Some Programs the Government Might Yet Adopt in the Interest of Promoting Further
National Social Product Differentiation
A National High School Qualification Examination
The nation is stunned to realize that our vaunted American system of education
is failing. American students finish last not only in mathematics, but in world
geography -- not even knowing what countries lie to the north and south of us. Inevitably,
we will be compelled to adopt a national qualifying examination for students to become
certified high school graduates, as is already the practice in virtually every other
civilized country in the world.
Student Stipends as a Reward for Staying in High School and Earning Passing Grades.
Another prospect: the number of individuals enrolled in higher education on the
wane, in part because the maturing second generation of the baby boom has ended,
in part because with the rising cost of higher education less can afford it, and
in part because with over half of American kids now receiving some college evel education, the
salary premium for a bachelor's degree has been substantially eroded away. As a
result, American colleges are becoming increasingly dependent on enrollment of foreign
students. As many such students stay on in the United States to take high paying jobs,
many are becoming exercised about the evasion of normal immigration procedures this
poses, as well as about the fact that American kids are not being educated for these
better paying jobs.
Already the Clinton Administration is proposing to waive repayment of student loans
upon performance of a year or two of public service as an encouragement for more
American youth to better prepare themselves for the work force.
Soon it will be seen that (perhaps even at high school level) public money will
be well spent to provide a stipend (possibly on a means tested basis) as an inducement
to keep central city kids attending schools and earning passing grades until they
fit themselves for literate, productive, adult life.

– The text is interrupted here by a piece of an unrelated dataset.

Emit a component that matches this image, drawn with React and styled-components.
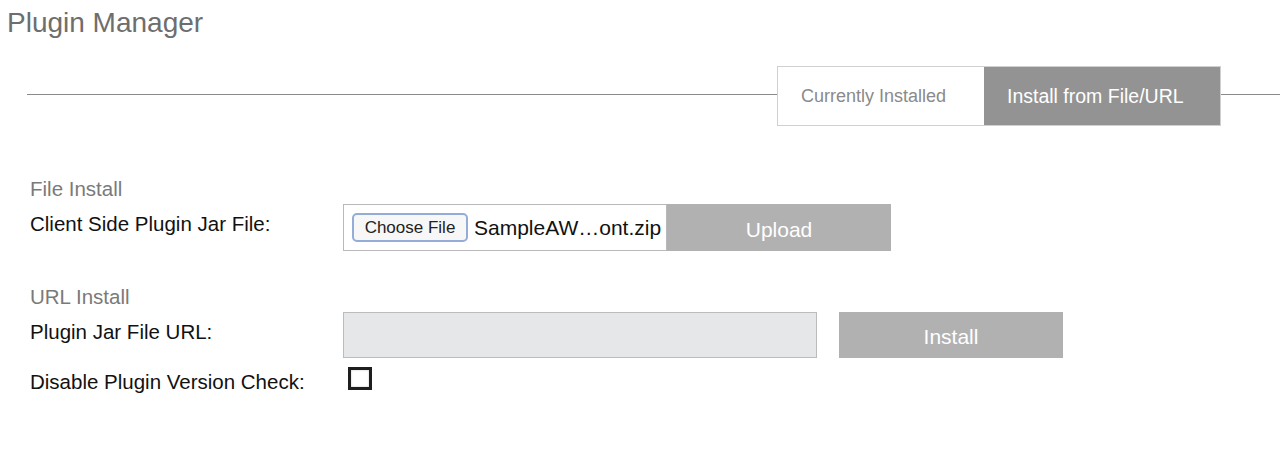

Payment of Subsidies to Stimulate Creation of Sump Industries to Reduce Welfare Dependency
and Promote a Sense of Self Worth
Finally, with not a few recipients now entering the fourth generation of welfare
dependency since the introduction of federal welfare schemes in the mid-30s, the
time has come to recognize that almost 20 per cent of the population is at least
two standard deviations below the operational average for fully independent, self-directed
living in the modern world. We provide sheltered workshops for the lowest two per
cent of this group. Perhaps it is time to start spending some of our trillion and
a half dollar national budget to subsidize some private sector operated "sump industries"
to employ the seriously deprived 18 per cent who can no longer find adequate employment
doing the simple work or pre-Agro Industry farming or working in the simpler unmechanized forest and mining industries of a couple of generations ago. The contribution
this would make to eliminating welfare dependency and replacing street person despair
with a sense of self-worth and value might alone justify the investment.
But clearing the parks of street people, giving them a decent barracks in which
to live and sleep, while providing a morale bolstering something to do for the down
and out or between jobs individual while awaiting the next economic upturn or personal
stroke of luck, should justify such a "not by bread alone" measure in the mind of even
the most doctrinaire or cost-culculating individual. Surely bringing private industry
into the picture should help develop ideas going beyong the leaf-raking, park fence building, forest trail construction jobs of the CCC -- though there are again many
worthwhile jobs of this sort which could well be undertaken in our deteriorating
cities and national parks and monuments.